As we exercise this emotion, as we learn to pull out people’s stories and emotions, we become better and more natural at using empathy on more and more people. This causes a virtuous cycle which makes us *better humanists*, much like rationalism should cause a similar cycle that makes you better at analyzing decisions each day.
You might also feel compassion for cities, grand works of art, social networks, or anything complex enough to evoke that same emotion for you. That is okay, because those things too are unique and difficult to replace too.
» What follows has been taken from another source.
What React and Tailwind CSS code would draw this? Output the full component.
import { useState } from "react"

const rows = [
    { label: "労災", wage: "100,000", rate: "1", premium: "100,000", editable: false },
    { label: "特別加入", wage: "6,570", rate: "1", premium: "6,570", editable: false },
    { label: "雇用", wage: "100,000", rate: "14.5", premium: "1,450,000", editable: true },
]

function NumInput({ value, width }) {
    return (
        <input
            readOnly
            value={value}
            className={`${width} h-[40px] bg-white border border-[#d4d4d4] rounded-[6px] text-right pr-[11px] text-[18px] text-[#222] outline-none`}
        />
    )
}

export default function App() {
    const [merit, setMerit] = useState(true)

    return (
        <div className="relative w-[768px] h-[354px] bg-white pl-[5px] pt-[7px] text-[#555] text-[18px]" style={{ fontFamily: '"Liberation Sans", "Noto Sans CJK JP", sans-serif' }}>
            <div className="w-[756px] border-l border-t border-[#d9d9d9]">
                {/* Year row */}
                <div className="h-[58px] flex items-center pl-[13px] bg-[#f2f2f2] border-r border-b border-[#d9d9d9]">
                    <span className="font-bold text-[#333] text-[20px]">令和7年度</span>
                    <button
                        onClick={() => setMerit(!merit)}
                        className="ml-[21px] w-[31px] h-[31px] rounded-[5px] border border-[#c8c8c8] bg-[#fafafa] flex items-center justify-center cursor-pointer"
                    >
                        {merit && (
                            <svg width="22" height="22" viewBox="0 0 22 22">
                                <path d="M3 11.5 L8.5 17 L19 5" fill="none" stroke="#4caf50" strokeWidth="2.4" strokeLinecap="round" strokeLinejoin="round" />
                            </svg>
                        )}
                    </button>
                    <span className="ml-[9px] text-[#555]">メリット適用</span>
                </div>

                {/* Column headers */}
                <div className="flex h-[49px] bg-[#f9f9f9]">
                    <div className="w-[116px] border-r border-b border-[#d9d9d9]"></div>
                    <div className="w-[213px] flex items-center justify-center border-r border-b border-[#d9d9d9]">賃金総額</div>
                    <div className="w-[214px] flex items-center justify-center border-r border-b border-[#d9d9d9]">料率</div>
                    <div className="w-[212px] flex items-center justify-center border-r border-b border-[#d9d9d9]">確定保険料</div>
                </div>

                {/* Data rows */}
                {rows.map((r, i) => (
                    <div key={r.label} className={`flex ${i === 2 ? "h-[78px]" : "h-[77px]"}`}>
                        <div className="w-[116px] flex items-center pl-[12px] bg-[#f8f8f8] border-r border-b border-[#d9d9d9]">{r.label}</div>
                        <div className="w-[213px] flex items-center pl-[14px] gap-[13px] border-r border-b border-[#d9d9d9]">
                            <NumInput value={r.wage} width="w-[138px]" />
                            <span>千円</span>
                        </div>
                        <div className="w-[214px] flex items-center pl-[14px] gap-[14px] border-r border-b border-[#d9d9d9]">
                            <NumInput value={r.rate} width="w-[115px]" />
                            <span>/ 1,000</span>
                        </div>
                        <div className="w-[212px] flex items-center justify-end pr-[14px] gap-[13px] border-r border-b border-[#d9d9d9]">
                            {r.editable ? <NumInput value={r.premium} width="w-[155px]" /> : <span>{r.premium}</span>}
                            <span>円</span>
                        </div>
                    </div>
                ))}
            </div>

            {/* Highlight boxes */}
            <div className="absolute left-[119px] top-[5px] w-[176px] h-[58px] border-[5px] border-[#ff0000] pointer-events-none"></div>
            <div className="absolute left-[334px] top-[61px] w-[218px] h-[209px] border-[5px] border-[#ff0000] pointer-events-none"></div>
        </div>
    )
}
Note that one of the most powerful tropes in art is “humanizing the inhuman”, when the author takes something that is monstrous and simple, and adds little complex human details. What type of tea does Darth Vader like? How does Captain America feel towards his long lost best friend? What sort of music do the agents of Heaven and Hell most enjoy on Earth? How does the Devil mourn Heaven, or feel about the aesthetics of Hell? These sort of tropes break down genuinely inhuman, simple beings into complex beings that have a multiplicity of facets. And they are *fun as hell* and people can’t stop reading about them. (See, like, the entirely of a slash fiction archive.) We like adding even more complexity to our fictional constructs.
This is humanism is not just a “what do we have left when all commitments to ideals are stripped away”, but a proactive commitment to the defense of complex beings, that willfully interprets the whole world around “humans are messy, and every human really is special.”